Virginia’s Republican Party met at The Homestead in Hot Springs, Virginia over the weekend and spent most of the time trying to figure out how to recover from George Allen’s defeat in November:
As its first official act after Allen’s loss, the GOP’s state central committee chose former Republican National Committee chairman Ed Gillespie to lead the party. A national figure with proven fundraising and organizing skills, Gillespie vowed to return the party to the winning column in state and federal elections during the next three years.
But he also offered a practical warning for a state party that is at war with itself over the issues of taxes and transportation: Virginia Republicans must find a way to stop bickering with each other.
“Somebody who agrees with me 80 percent of the time is my friend, not my enemy,” Gillespie said. “We are all one party. We can live with differences. But we can’t live with divisions.”
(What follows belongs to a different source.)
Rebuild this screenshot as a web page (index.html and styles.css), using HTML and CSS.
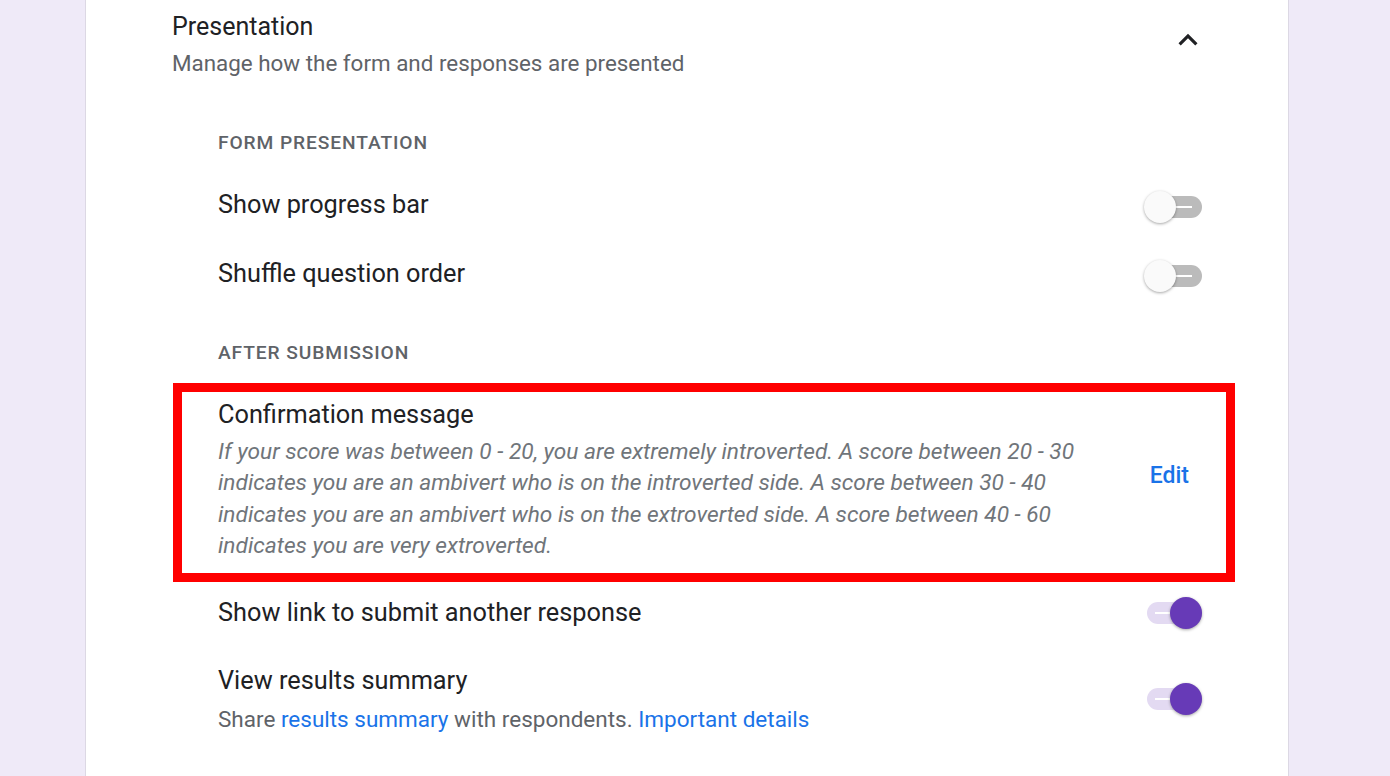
FILE: index.html
```html
<!DOCTYPE html>
<html lang="en">
<head>
  <meta charset="UTF-8">
  <title>Settings - Presentation</title>
  <link rel="stylesheet" href="styles.css">
</head>
<body>
  <div class="card">
    <div class="card-header">
      <div class="titles">
        <h2>Presentation</h2>
        <p class="subtitle">Manage how the form and responses are presented</p>
      </div>
      <button class="collapse" aria-label="Collapse">
        <svg viewBox="0 0 24 24" width="38" height="38">
          <path d="M7.41 15.41L12 10.83l4.59 4.58L18 14l-6-6-6 6z" fill="#202124"/>
        </svg>
      </button>
    </div>

    <div class="section">
      <div class="section-label">FORM PRESENTATION</div>

      <div class="setting-row">
        <span class="setting-name">Show progress bar</span>
        <span class="toggle"><span class="track"></span><span class="thumb"></span></span>
      </div>

      <div class="setting-row">
        <span class="setting-name">Shuffle question order</span>
        <span class="toggle"><span class="track"></span><span class="thumb"></span></span>
      </div>

      <div class="section-label label-after">AFTER SUBMISSION</div>

      <div class="confirm-row">
        <div class="confirm-text">
          <div class="setting-name">Confirmation message</div>
          <p class="message">If your score was between 0 - 20, you are extremely introverted. A score between 20 - 30 indicates you are an ambivert who is on the introverted side. A score between 30 - 40 indicates you are an ambivert who is on the extroverted side. A score between 40 - 60 indicates you are very extroverted.</p>
        </div>
        <a class="edit" href="#">Edit</a>
      </div>

      <div class="setting-row row-link">
        <span class="setting-name">Show link to submit another response</span>
        <span class="toggle on"><span class="track"></span><span class="thumb"></span></span>
      </div>

      <div class="setting-row row-summary">
        <div>
          <div class="setting-name">View results summary</div>
          <p class="hint">Share <a href="#">results summary</a> with respondents. <a href="#">Important details</a></p>
        </div>
        <span class="toggle on"><span class="track"></span><span class="thumb"></span></span>
      </div>
    </div>
  </div>
</body>
</html>
```

FILE: styles.css
```css
body {
  margin: 0;
  background: #efeaf8;
  font-family: Roboto, "Noto Sans", Arial, sans-serif;
  color: #202124;
  height: 776px;
  overflow: hidden;
}

.card {
  margin-left: 85px;
  width: 1204px;
  min-height: 776px;
  background: #fff;
  border-left: 1px solid #dcd8e4;
  border-right: 1px solid #dcd8e4;
  padding: 11px 86px 0 86px;
  box-sizing: border-box;
}

.card-header {
  display: flex;
  justify-content: space-between;
  align-items: flex-start;
}

.card-header h2 {
  margin: 0;
  font-size: 25px;
  font-weight: 400;
  line-height: 32px;
}

.subtitle {
  margin: 6px 0 0;
  font-size: 22.4px;
  line-height: 28px;
  color: #5f6368;
}

.collapse {
  border: 0;
  background: none;
  padding: 0;
  margin: 10px -5px 0 0;
  display: flex;
}

.section {
  padding-left: 46px;
}

.section-label {
  margin-top: 54px;
  font-size: 19.2px;
  font-weight: 500;
  letter-spacing: 0.9px;
  line-height: 24px;
  color: #5f6368;
}

.label-after {
  margin-top: 51px;
}

.setting-row {
  display: flex;
  justify-content: space-between;
  align-items: center;
  margin-top: 34px;
}

.setting-row + .setting-row {
  margin-top: 37px;
}

.setting-name {
  font-size: 25.3px;
  line-height: 32px;
}

/* toggles */
.toggle {
  position: relative;
  width: 58px;
  height: 32px;
  margin: 2px 0 -2px;
  flex: none;
}

.toggle .track {
  position: absolute;
  left: 3px;
  top: 5px;
  width: 55px;
  height: 22px;
  border-radius: 11px;
  background: #bbbbbb;
}

.toggle .track::after {
  content: "";
  position: absolute;
  left: 29px;
  top: 10px;
  width: 16px;
  height: 2px;
  background: #fff;
}

.toggle .thumb {
  position: absolute;
  left: 0;
  top: 0;
  width: 32px;
  height: 32px;
  border-radius: 50%;
  background: #fafafa;
  box-shadow: 0 1px 3px rgba(0, 0, 0, 0.35);
}

.toggle.on {
  margin: 0;
}

.toggle.on .track {
  background: #e3daf2;
}

.toggle.on .track::after {
  left: 8px;
}

.toggle.on .thumb {
  left: 26px;
  background: #673ab7;
}

/* confirmation message box */
.confirm-row {
  display: flex;
  align-items: center;
  margin: 18px -33px 0 -45px;
  border: 9px solid #ff0000;
  padding: 7px 37px 12px 36px;
}

.confirm-text {
  flex: 1;
}

.message {
  margin: 5px 0 0;
  font-size: 22.7px;
  line-height: 31.3px;
  font-style: italic;
  color: #70757a;
  max-width: 880px;
}

.edit {
  margin: 0 0 10px 60px;
  font-size: 23px;
  font-weight: 500;
  color: #1a73e8;
  text-decoration: none;
}

.row-link {
  margin-top: 15px;
}

.setting-row.row-summary {
  margin-top: 36px;
}

.hint {
  margin: 8px 0 0;
  font-size: 22.5px;
  line-height: 28px;
  color: #5f6368;
}

.hint a {
  color: #1a73e8;
  text-decoration: none;
}
```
On one side, there are those who think the Virginia GOP needs to compromise if it is to avoid a disaster in the 2007 mid-term elections:
“This is a challenge to our leaders in our legislature to find some common ground,” said Rep. Thomas M. Davis III (R). “The voters look at our legislature today and see the fighting between the different factions and say: ‘Are we capable of governing?’ That’s going to be our challenge in 2007.”
Since Allen’s loss, Davis has been in discussions with House Speaker William J. Howell (R-Stafford) and others in the legislature about how the anti-tax House Republicans can reach a compromise with the state Senate’s more moderate GOP leaders on the issue of transportation.
If something doesn’t happen, he told activists, the Democrats will win more seats, especially in more moderate Northern Virginia.
“I’ve never seen them so emboldened,” he said of Democrats. “They are out-recruiting us and out-raising us. That’s got to stop.”
And on the other, those who see almost no room for compromise:
[T]he GOP’s conservative members, such as State Sen. Ken Cuccinelli II (R-Fairfax), reject the need for compromise. They say the party has to stand firm against higher taxes or risk losing the votes of its most ardent supporters.
“If we don’t stand for something, then it’s just a nice-guy contest,” Cuccinelli said. “That’s not a consistent path either to governance or to victory.”